Karl Keirstead: Okay. Great. Thanks, Amy. Congrats on the 28% constant currency Azure growth, that’s terrific. I wanted to press you a little bit on the outlook for Azure. You’re obviously guiding to a 1 to 2 point decel in December and then stable thereafter. But why would it be stable? Why wouldn’t it accelerate in the — in the second half of your fiscal year, if the AI contribution is increasing as you bring on more GPU capacity? Is this a function of perhaps continued Core ex-AI Azure spend optimization, continuing or maybe even getting slightly worse? Why couldn’t we see some upside in that Azure number? I know you’re trying to be conservative, but I’d just love to understand it? Thanks so much.

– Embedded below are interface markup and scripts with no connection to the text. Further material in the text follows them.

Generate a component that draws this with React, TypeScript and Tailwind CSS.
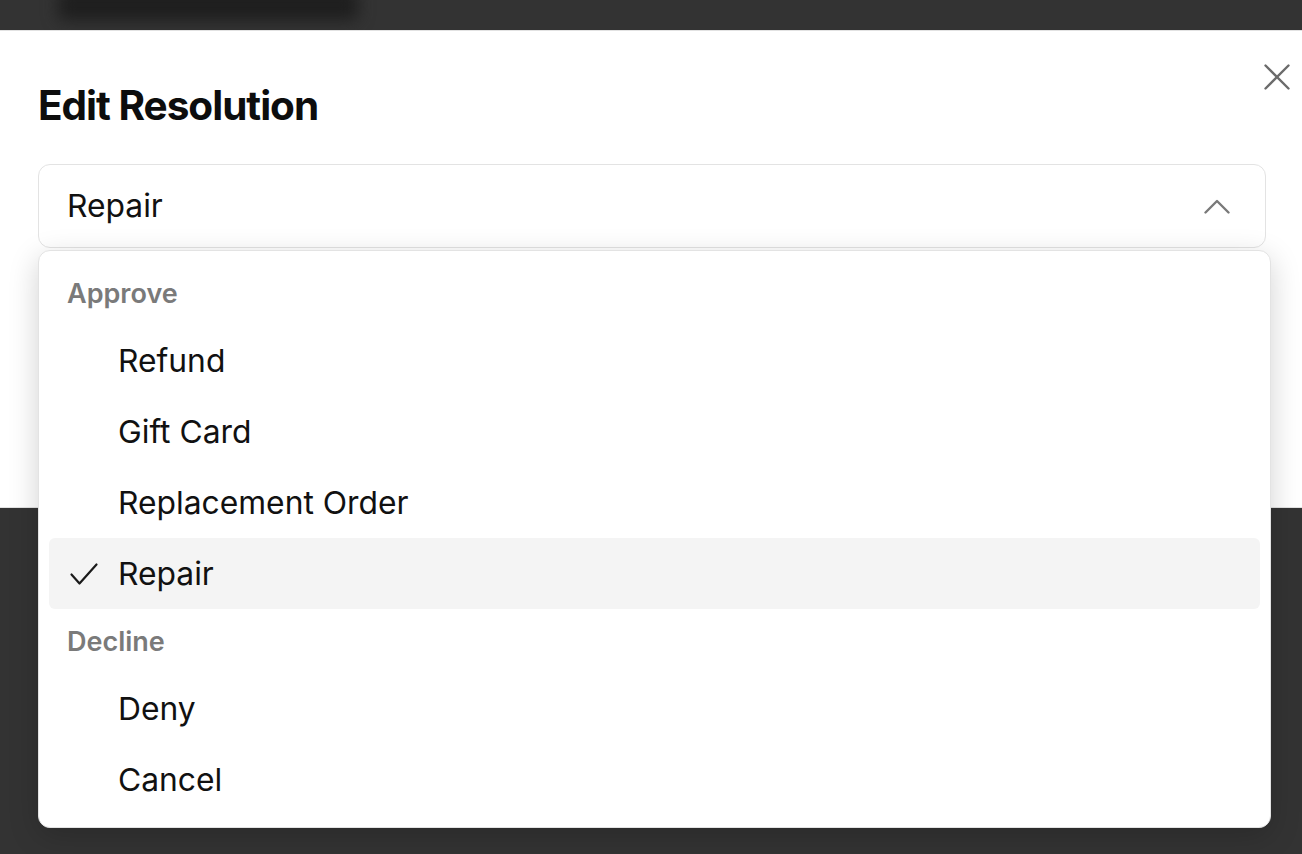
import React from "react";

const font = { fontFamily: "Inter, 'Noto Sans', 'Liberation Sans', sans-serif" };

function Check() {
  return (
    <svg width="28" height="24" viewBox="0 0 28 24" fill="none" className="shrink-0">
      <polyline points="1.5,12.5 9.5,21.5 26.5,2.5" stroke="#1a1a1a" strokeWidth="2.2" strokeLinecap="round" strokeLinejoin="round" />
    </svg>
  );
}

function Item({ label, selected }: { label: string; selected?: boolean }) {
  return (
    <div
      className={
        "flex h-[71px] items-center rounded-[6px] " + (selected ? "bg-[#f4f4f4]" : "")
      }
    >
      <div className="flex w-[69px] shrink-0 items-center pl-[21px]">{selected ? <Check /> : null}</div>
      <span className="text-[31.8px] leading-none text-[#111]">{label}</span>
    </div>
  );
}

function GroupLabel({ label }: { label: string }) {
  return (
    <div className="flex h-[64px] items-center pl-[18px] text-[27px] font-semibold leading-none text-[#7a7a7a]">
      {label}
    </div>
  );
}

export default function App() {
  return (
    <div className="relative h-[854px] w-[1302px] overflow-hidden bg-[#333333]" style={font}>
      <div className="h-[30px] overflow-hidden px-[58px]">
        <div className="-mt-[10px] h-[30px] w-[300px] rounded-[6px] bg-[#1e1e1e] blur-[8px]" />
      </div>
      <div className="relative h-[478px] border-y border-[#e2e2e2] bg-white px-[38px] pt-[50px]">
        <button className="absolute right-[12px] top-[33px] p-0">
          <svg width="26" height="26" viewBox="0 0 26 26" fill="none">
            <path d="M1.5 1.5 L24.5 24.5 M24.5 1.5 L1.5 24.5" stroke="#6b6b6b" strokeWidth="2.4" strokeLinecap="round" />
          </svg>
        </button>
        <h2 className="text-[40.5px] font-bold leading-[50px] tracking-[-0.025em] text-[#0d0d0d]">Edit Resolution</h2>
        <div className="mt-[33px] flex h-[84px] w-[1228px] items-center justify-between rounded-[12px] border border-[#e3e3e3] bg-white pl-[28px] pr-[35px]">
          <span className="text-[31.8px] leading-none text-[#111]">Repair</span>
          <svg width="26" height="15" viewBox="0 0 26 15" fill="none">
            <polyline points="1.5,13.5 13,2 24.5,13.5" stroke="#7a7a7a" strokeWidth="2.4" strokeLinecap="round" strokeLinejoin="round" />
          </svg>
        </div>
        <div className="mt-[46px] h-[68px] w-[1228px] rounded-[10px] border border-[#a9c0dc]" />
      </div>
      <div className="absolute left-[38px] top-[250px] w-[1233px] rounded-[12px] border border-[#e3e3e3] bg-white px-[10px] pb-[12px] pt-[10px] shadow-[0_8px_30px_rgba(0,0,0,0.18)]">
        <GroupLabel label="Approve" />
        <Item label="Refund" />
        <Item label="Gift Card" />
        <Item label="Replacement Order" />
        <Item label="Repair" selected />
        <GroupLabel label="Decline" />
        <Item label="Deny" />
        <Item label="Cancel" />
      </div>
    </div>
  );
}
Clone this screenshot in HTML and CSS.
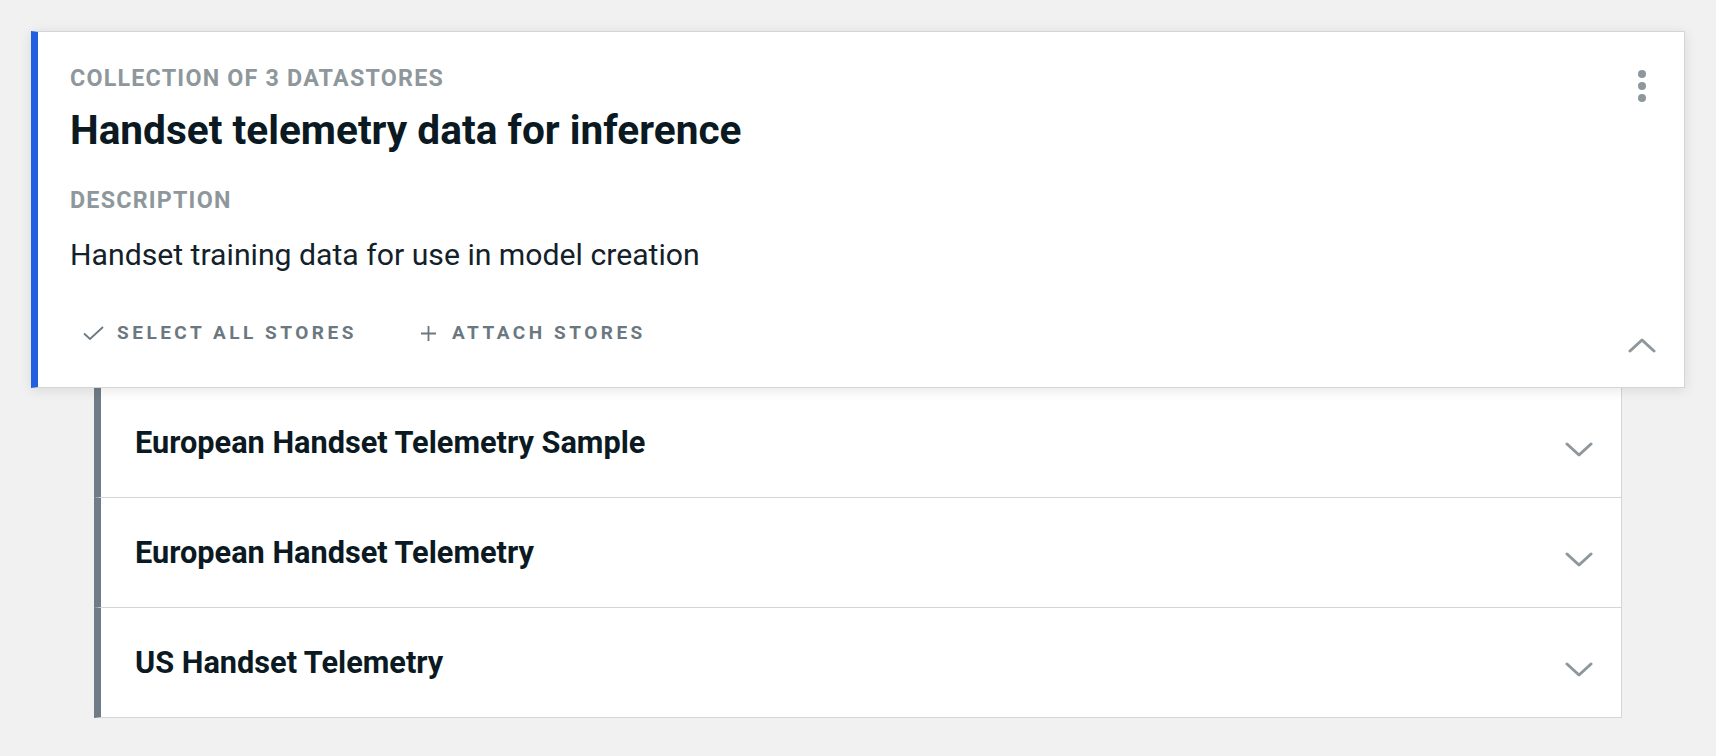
FILE: index.html
```html
<!DOCTYPE html>
<html lang="en">
<head>
<meta charset="utf-8">
<title>Collection</title>
<link rel="stylesheet" href="styles.css">
</head>
<body>
<div class="page">
  <section class="card">
    <div class="card-main">
      <div class="label">Collection of 3 datastores</div>
      <h1 class="title">Handset telemetry data for inference</h1>
      <div class="label desc-label">Description</div>
      <p class="desc">Handset training data for use in model creation</p>
      <div class="actions">
        <button class="action">
          <svg class="ico-check" width="21" height="14" viewBox="0 0 21 14"><path d="M1 7.5 L7 13 L20 1" fill="none" stroke="#6c7880" stroke-width="1.8"/></svg>
          <span>Select all stores</span>
        </button>
        <button class="action action-attach">
          <svg class="ico-plus" width="15" height="15" viewBox="0 0 15 15"><path d="M7.5 0 V15 M0 7.5 H15" fill="none" stroke="#6c7880" stroke-width="1.8"/></svg>
          <span>Attach stores</span>
        </button>
      </div>
    </div>
    <div class="card-side">
      <div class="kebab"><span></span><span></span><span></span></div>
      <svg class="chev" width="28" height="16" viewBox="0 0 28 16"><path d="M2 14 L14 3 L26 14" fill="none" stroke="#8e979b" stroke-width="3" stroke-linecap="round" stroke-linejoin="round"/></svg>
    </div>
  </section>
  <ul class="stores">
    <li class="store">
      <span class="store-name">European Handset Telemetry Sample</span>
      <svg class="chev chev-down" width="28" height="16" viewBox="0 0 28 16"><path d="M2 2 L14 13 L26 2" fill="none" stroke="#8e979b" stroke-width="3" stroke-linecap="round" stroke-linejoin="round"/></svg>
    </li>
    <li class="store">
      <span class="store-name">European Handset Telemetry</span>
      <svg class="chev chev-down" width="28" height="16" viewBox="0 0 28 16"><path d="M2 2 L14 13 L26 2" fill="none" stroke="#8e979b" stroke-width="3" stroke-linecap="round" stroke-linejoin="round"/></svg>
    </li>
    <li class="store">
      <span class="store-name">US Handset Telemetry</span>
      <svg class="chev chev-down" width="28" height="16" viewBox="0 0 28 16"><path d="M2 2 L14 13 L26 2" fill="none" stroke="#8e979b" stroke-width="3" stroke-linecap="round" stroke-linejoin="round"/></svg>
    </li>
  </ul>
</div>
</body>
</html>
```
FILE: styles.css
```css
* { box-sizing: border-box; }
html, body { margin: 0; padding: 0; }
body {
  background: #f1f1f1;
  font-family: Roboto, "Liberation Sans", sans-serif;
  color: #0c1a22;
}
.page {
  padding: 31px 31px 0 31px;
}
.card {
  position: relative;
  z-index: 1;
  display: flex;
  background: #fff;
  border: 1px solid #d2d6d7;
  border-left: 7px solid #2160de;
  box-shadow: 0 2px 12px rgba(0, 0, 0, 0.10);
}
.card-main {
  flex: 1;
  padding: 32px 0 42px 32px;
}
.label {
  font-size: 23.3px;
  line-height: 28px;
  font-weight: 700;
  letter-spacing: 1.2px;
  text-transform: uppercase;
  color: #8e979b;
}
.title {
  margin: 14px 0 0 0;
  font-size: 40.6px;
  line-height: 48px;
  font-weight: 700;
  color: #0b1a22;
}
.desc-label {
  margin-top: 32px;
}
.desc {
  margin: 23px 0 0 0;
  font-size: 30.2px;
  line-height: 36px;
  font-weight: 400;
  color: #13212a;
}
.actions {
  margin-top: 48px;
  display: flex;
  gap: 64px;
}
.action {
  display: flex;
  align-items: center;
  gap: 13px;
  padding: 0 0 0 13px;
  border: 0;
  background: none;
  font-family: inherit;
  font-size: 19px;
  line-height: 24px;
  font-weight: 700;
  letter-spacing: 3.5px;
  text-transform: uppercase;
  color: #6c7880;
}
.action-attach { padding-left: 0; gap: 16px; }
.card-side {
  width: 28px;
  margin-right: 28px;
  padding: 38px 0 34px 0;
  display: flex;
  flex-direction: column;
  justify-content: space-between;
  align-items: center;
}
.kebab {
  display: flex;
  flex-direction: column;
  gap: 4px;
}
.kebab span {
  width: 8px;
  height: 8px;
  border-radius: 50%;
  background: #8e979b;
}
.chev { display: block; }
.stores {
  list-style: none;
  margin: 0 63px;
  padding: 0;
}
.store {
  height: 110px;
  display: flex;
  align-items: center;
  justify-content: space-between;
  padding: 0 28px 0 34px;
  background: #fff;
  border-right: 1px solid #d2d6d7;
  border-bottom: 1px solid #d2d6d7;
  border-left: 7px solid #6f7c87;
}
.store-name {
  font-size: 30.7px;
  font-weight: 700;
  color: #0b1a22;
}
.chev-down { margin-top: 14px; }
```
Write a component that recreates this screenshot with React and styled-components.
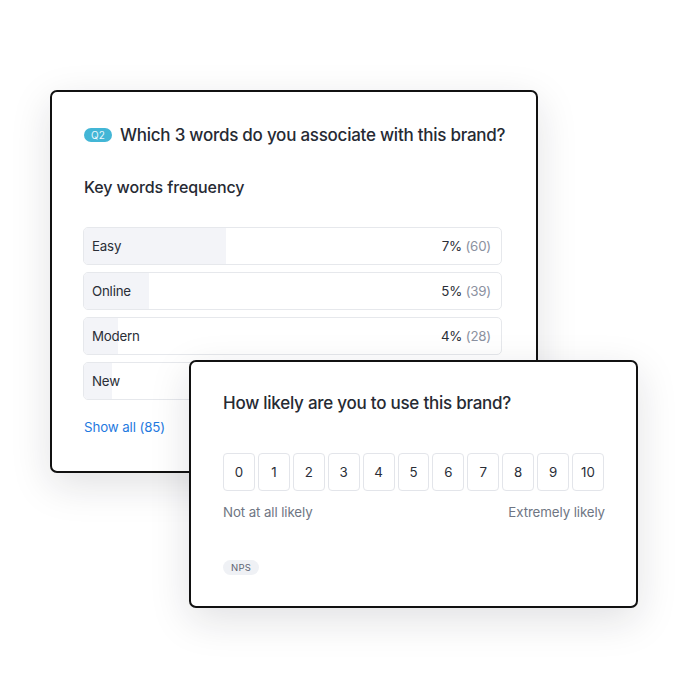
import React from "react";
import styled, { createGlobalStyle } from "styled-components";

const Global = createGlobalStyle`
  html, body { margin: 0; padding: 0; background: #ffffff; }
  body { font-family: Inter, "Noto Sans", "Liberation Sans", sans-serif; color: #23272f; }
  * { box-sizing: border-box; }
`;

const Stage = styled.div`
  position: relative;
  width: 687px;
  height: 700px;
  padding: 90px 0 0 50px;
`;

const Card = styled.div`
  background: #fff;
  border: 2px solid #111;
  border-radius: 7px;
  box-shadow: 0 12px 40px rgba(20, 24, 40, 0.13);
  display: flex;
  flex-direction: column;
`;

const WordsCard = styled(Card)`
  width: 488px;
  height: 383px;
  padding: 31px 34px 0 32px;
`;

const NpsCard = styled(Card)`
  position: absolute;
  left: 189px;
  top: 360px;
  width: 449px;
  height: 248px;
  padding: 29px 32px 0 32px;
`;

const Header = styled.div`
  display: flex;
  align-items: center;
  gap: 8px;
  height: 24px;
  white-space: nowrap;
`;

const QBadge = styled.span`
  display: inline-flex;
  align-items: center;
  justify-content: center;
  background: #43b6d6;
  color: #eaf8fc;
  font-size: 10px;
  height: 14px;
  width: 28px;
  border-radius: 7px;
  letter-spacing: 0.2px;
  flex: none;
`;

const Title = styled.div`
  font-size: 17px;
  font-weight: 500;
  line-height: 24px;
  color: #262a33;
  letter-spacing: -0.25px;
  white-space: nowrap;
`;

const Subtitle = styled.div`
  margin-top: 29px;
  font-size: 16px;
  font-weight: 500;
  line-height: 22px;
  color: #262a33;
  letter-spacing: -0.1px;
`;

const Rows = styled.div`
  margin-top: 29px;
  margin-left: -1px;
  display: flex;
  flex-direction: column;
  gap: 7px;
`;

const Row = styled.div`
  position: relative;
  height: 38px;
  border: 1px solid #e6e8ec;
  border-radius: 5px;
  overflow: hidden;
  display: flex;
  align-items: center;
  justify-content: space-between;
  padding: 0 10px 0 8px;
  font-size: 13.3px;
  color: #2a2e37;
`;

const Fill = styled.div`
  position: absolute;
  left: 0;
  top: 0;
  bottom: 0;
  background: #f3f4f8;
`;

const RowText = styled.span`
  position: relative;
  letter-spacing: -0.2px;
`;

const Count = styled.span`
  color: #8b91a0;
`;

const ShowAll = styled.a`
  margin-top: 17px;
  font-size: 13.3px;
  line-height: 20px;
  color: #1f7ae0;
  text-decoration: none;
  align-self: flex-start;
  letter-spacing: -0.1px;
`;

const Scale = styled.div`
  margin-top: 38px;
  display: flex;
  gap: 3px;
`;

const ScaleBox = styled.div`
  width: 32px;
  height: 38px;
  border: 1px solid #e3e5ea;
  border-radius: 4px;
  display: flex;
  align-items: center;
  justify-content: center;
  font-size: 13.3px;
  color: #2a2e37;
`;

const Labels = styled.div`
  margin-top: 11px;
  width: 382px;
  display: flex;
  justify-content: space-between;
  font-size: 13.3px;
  line-height: 20px;
  color: #6f7683;
  letter-spacing: -0.1px;
`;

const Tag = styled.span`
  margin-top: 38px;
  align-self: flex-start;
  background: #eff1f5;
  color: #5d6472;
  font-size: 9.5px;
  height: 15px;
  padding: 0 8px;
  border-radius: 8px;
  display: inline-flex;
  align-items: center;
  letter-spacing: 0.3px;
`;

const words = [
  { label: "Easy", pct: "7%", n: 60, w: 34 },
  { label: "Online", pct: "5%", n: 39, w: 15.5 },
  { label: "Modern", pct: "4%", n: 28, w: 8.2 },
  { label: "New", pct: "3%", n: 21, w: 6.7 },
];

export default function App() {
  return (
    <>
      <Global />
      <Stage>
        <WordsCard>
          <Header>
            <QBadge>Q2</QBadge>
            <Title>Which 3 words do you associate with this brand?</Title>
          </Header>
          <Subtitle>Key words frequency</Subtitle>
          <Rows>
            {words.map((w) => (
              <Row key={w.label}>
                <Fill style={{ width: `${w.w}%` }} />
                <RowText>{w.label}</RowText>
                <RowText>
                  {w.pct} <Count>({w.n})</Count>
                </RowText>
              </Row>
            ))}
          </Rows>
          <ShowAll href="#">Show all (85)</ShowAll>
        </WordsCard>
        <NpsCard>
          <Title>How likely are you to use this brand?</Title>
          <Scale>
            {Array.from({ length: 11 }, (_, i) => (
              <ScaleBox key={i}>{i}</ScaleBox>
            ))}
          </Scale>
          <Labels>
            <span>Not at all likely</span>
            <span>Extremely likely</span>
          </Labels>
          <Tag>NPS</Tag>
        </NpsCard>
      </Stage>
    </>
  );
}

Amy Hood: Thanks, Karl. A couple of things. As I talked about Q2 and then into H2. We’ve been very consistent that the optimization trends have been consistent for us through a couple of quarters now. Customers are going to continue to do that. It’s an important part of running workloads that is not new. There obviously were some quarters where it was more accelerated, but that is a pattern that is and has been a fundamental part of having customers, both make new room for new workload adoption and continue to build new capabilities. And so I think that impact remains through the rest of the year, and my view is unchanged on that. And then of course, I think the key component has always been new workload starts. And at the scale we’re talking about, being able to have stability in our Azure business, does mean that we will have a lot of new workload starts.
And primarily we’re expecting those to come from AI workloads. But AI workloads don’t just use our AI services. They use data services and they use other things. And so that combination, I think, looking on a competitive basis, we feel good about our execution, we feel good about taking share and we feel good about consistent trends. And so I feel good about that guide and what it says about where we are on share.
Karl Keirstead: Okay. Terrific. Thanks.
Brett Iversen: Thanks, Karl. Joe, next question, please.
Operator: The next question comes from the line of Brad Sills with Bank of America. Please proceed.
Bradley Sills: Wonderful. Thanks so much. Very impressive to see the Office 365 commercial seat growth hanging in here in that double digit range. It’s very impressive just given the scale of that business. We think of Office as having such a dominant market position. Curious, how you think about the — where that seat is coming from and how many more of those seats are out there to go get?